**Requirements:** Exactly as written, quote every line that follows, skipping the images.

--------------------

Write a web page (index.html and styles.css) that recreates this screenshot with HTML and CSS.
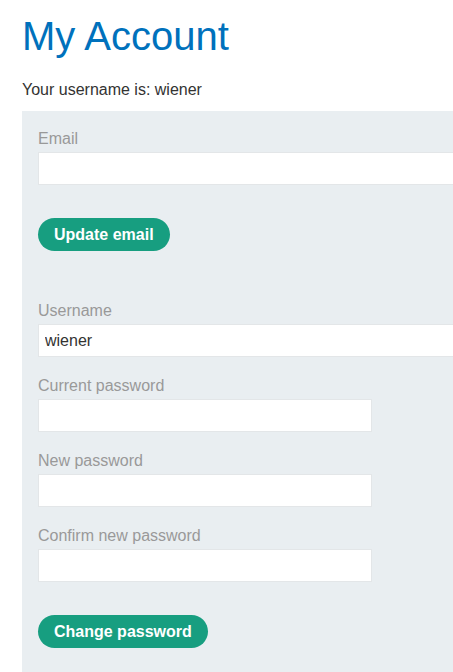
FILE: index.html
```html
<!DOCTYPE html>
<html>
<head>
<meta charset="utf-8">
<link rel="stylesheet" href="styles.css">
</head>
<body>
<div class="page">
  <h1 class="title">My Account</h1>
  <p class="intro">Your username is: wiener</p>
  <div class="panel">
    <form class="form">
      <label class="label">Email</label>
      <input class="field wide" type="email">
      <button class="btn" type="button">Update email</button>
    </form>
    <form class="form second">
      <label class="label">Username</label>
      <input class="field wide" type="text" value="wiener">
      <label class="label">Current password</label>
      <input class="field" type="password">
      <label class="label">New password</label>
      <input class="field" type="password">
      <label class="label">Confirm new password</label>
      <input class="field" type="password">
      <button class="btn" type="button">Change password</button>
    </form>
  </div>
</div>
</body>
</html>
```

FILE: styles.css
```css
html, body {
  margin: 0;
  padding: 0;
  background: #ffffff;
}
body {
  font-family: "Liberation Sans", Arial, sans-serif;
  color: #333332;
}
.page {
  padding: 0 0 0 22px;
  height: 672px;
  overflow: hidden;
  box-sizing: border-box;
}
.title {
  margin: 0;
  padding-top: 14px;
  font-size: 40px;
  font-weight: normal;
  line-height: normal;
  color: #0071bc;
}
.intro {
  margin: 22px 0 0 0;
  font-size: 16px;
  line-height: normal;
}
.panel {
  margin-top: 12px;
  background: #e9eef1;
  padding: 18px 0 30px 16px;
  min-height: 600px;
  box-sizing: border-box;
  overflow: hidden;
}
.form {
  display: flex;
  flex-direction: column;
  align-items: flex-start;
}
.second {
  margin-top: 50px;
}
.label {
  display: block;
  font-size: 16px;
  line-height: 20px;
  color: #999999;
  margin-bottom: 3px;
}
.field {
  box-sizing: border-box;
  width: 334px;
  height: 33px;
  margin: 0 0 19px 0;
  padding: 0 6px;
  border: 1px solid #e3e6e8;
  border-radius: 0;
  background: #ffffff;
  font-family: "Liberation Sans", Arial, sans-serif;
  font-size: 16px;
  color: #333332;
  outline: none;
}
.wide {
  width: 460px;
  flex-shrink: 0;
}
.btn {
  margin-top: 14px;
  height: 33px;
  padding: 0 16px;
  border: none;
  border-radius: 17px;
  background: #179e80;
  color: #ffffff;
  font-family: "Liberation Sans", Arial, sans-serif;
  font-size: 16px;
  font-weight: bold;
  cursor: pointer;
}
```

--------------------

**Written solution:**
Write a web page (index.html and styles.css) that recreates this screenshot with HTML and CSS.
FILE: index.html
```html
<!DOCTYPE html>
<html>
<head>
<meta charset="utf-8">
<link rel="stylesheet" href="styles.css">
</head>
<body>
<div class="page">
  <h1 class="title">My Account</h1>
  <p class="intro">Your username is: wiener</p>
  <div class="panel">
    <form class="form">
      <label class="label">Email</label>
      <input class="field wide" type="email">
      <button class="btn" type="button">Update email</button>
    </form>
    <form class="form second">
      <label class="label">Username</label>
      <input class="field wide" type="text" value="wiener">
      <label class="label">Current password</label>
      <input class="field" type="password">
      <label class="label">New password</label>
      <input class="field" type="password">
      <label class="label">Confirm new password</label>
      <input class="field" type="password">
      <button class="btn" type="button">Change password</button>
    </form>
  </div>
</div>
</body>
</html>
```

FILE: styles.css
```css
html, body {
  margin: 0;
  padding: 0;
  background: #ffffff;
}
body {
  font-family: "Liberation Sans", Arial, sans-serif;
  color: #333332;
}
.page {
  padding: 0 0 0 22px;
  height: 672px;
  overflow: hidden;
  box-sizing: border-box;
}
.title {
  margin: 0;
  padding-top: 14px;
  font-size: 40px;
  font-weight: normal;
  line-height: normal;
  color: #0071bc;
}
.intro {
  margin: 22px 0 0 0;
  font-size: 16px;
  line-height: normal;
}
.panel {
  margin-top: 12px;
  background: #e9eef1;
  padding: 18px 0 30px 16px;
  min-height: 600px;
  box-sizing: border-box;
  overflow: hidden;
}
.form {
  display: flex;
  flex-direction: column;
  align-items: flex-start;
}
.second {
  margin-top: 50px;
}
.label {
  display: block;
  font-size: 16px;
  line-height: 20px;
  color: #999999;
  margin-bottom: 3px;
}
.field {
  box-sizing: border-box;
  width: 334px;
  height: 33px;
  margin: 0 0 19px 0;
  padding: 0 6px;
  border: 1px solid #e3e6e8;
  border-radius: 0;
  background: #ffffff;
  font-family: "Liberation Sans", Arial, sans-serif;
  font-size: 16px;
  color: #333332;
  outline: none;
}
.wide {
  width: 460px;
  flex-shrink: 0;
}
.btn {
  margin-top: 14px;
  height: 33px;
  padding: 0 16px;
  border: none;
  border-radius: 17px;
  background: #179e80;
  color: #ffffff;
  font-family: "Liberation Sans", Arial, sans-serif;
  font-size: 16px;
  font-weight: bold;
  cursor: pointer;
}
```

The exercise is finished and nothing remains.